I’m so hungry I could eat an apple
Grandma complained that with age, her joints were getting weaker.
Told her to just roll them a little tighter.
My sister on holiday with the kids, they had a few cute ‘towel animals’ left on the bed during the week but just came back to this
BANK ROBBER: I said keep your hands up!
ME: *Exasperated sigh* The whole time?!
My google search history is just 12 different incorrect spellings of the word “restaurant.”
Worst part about going to work this morning was the look on my dog’s face that said “sucks for you, I’m going back to sleep”.
In my defense, I never said that I had “completed the project.” I said that I was “done working on it.” Two totally different things.
West Side Story gave me the wrong impression. No one at this gang fight is a good dancer and I’ve been shot in the arm.
Me: Honey, where do we keep those legally binding documents our marriage is based on?
Her: You mean the mortgage papers?
Me: Yep those ones
“I have a favourite hole”, me, at the pool table.
Saw a billboard that said “if you can plan a wedding, you can plan for a natural disaster” and like, aren’t those the same thing?
lowe’s manager: so…you want a job. what department should I assign you to?
me: hmm…how about the mirror aisle? I can see myself working there.
If being a role model involves anything before noon, I don’t want anything to do with that shit.
Gentleman, want to make your lady feel special? Place her picture in the kitchen, and write employee of the month.
She’ll love it! Follow me for more relationship tips
Friend just told me she got a hair trim for $80. Told her my dog groomer would’ve bathed her, clipped nails & emptied anal glands for less.
son: Where’s mom? I need her to sign my permission slip
me: I can do it
son: My teacher said it has to be an adult
If taking off your pants doesn’t solve your problems, get different problems.
My new way of torturing someone is the pay a giraffe to show up outside and knock their window at 3 am and no one will ever believe them that a giraffe is stalking them. Sure, Tim. A giraffe was outside your house in the middle of Ohio. That’s totally believable🙄
me: if reality is a simulation then why is it so cruel
also me: i wonder if i can drown this sim in a pot of spaghetti
Her: it’s been three weeks but the dog still hasn’t passed my wedding ring. I think we should just give up
Me: really? After all the shit we’ve been through?
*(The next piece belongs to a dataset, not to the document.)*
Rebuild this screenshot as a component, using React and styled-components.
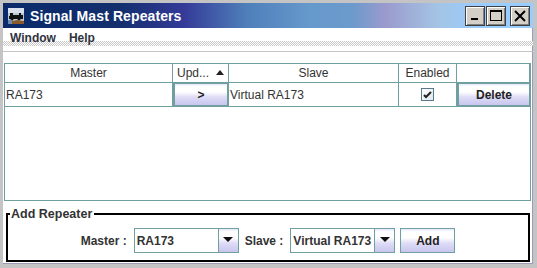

Those people that get up and are already home from the gym by 7 a.m. make me believe the movie Men in Black just may be true after all.
Me: what should I do?
Dentist: stop eating sugar, drinking coffee and wine, cut back on stress..
Me: right but like realistically
I asked my 5yo if he wanted leftover chicken for dinner, he said ‘ew, that’s a whole day old’ and I didn’t know I gave birth to a mini Gordon Ramsey.
My 3yo asked what my favourite animal is and when I said penguin she yelled ‘NO IT ISNT’ and then she yelled at me until I agreed that my favourite animal was a bat and I don’t like bats. Or 3 year olds.
My buddy used to say “why should I wash my towels? After I shower, I’m the cleanest thing in the room.” He’s still single.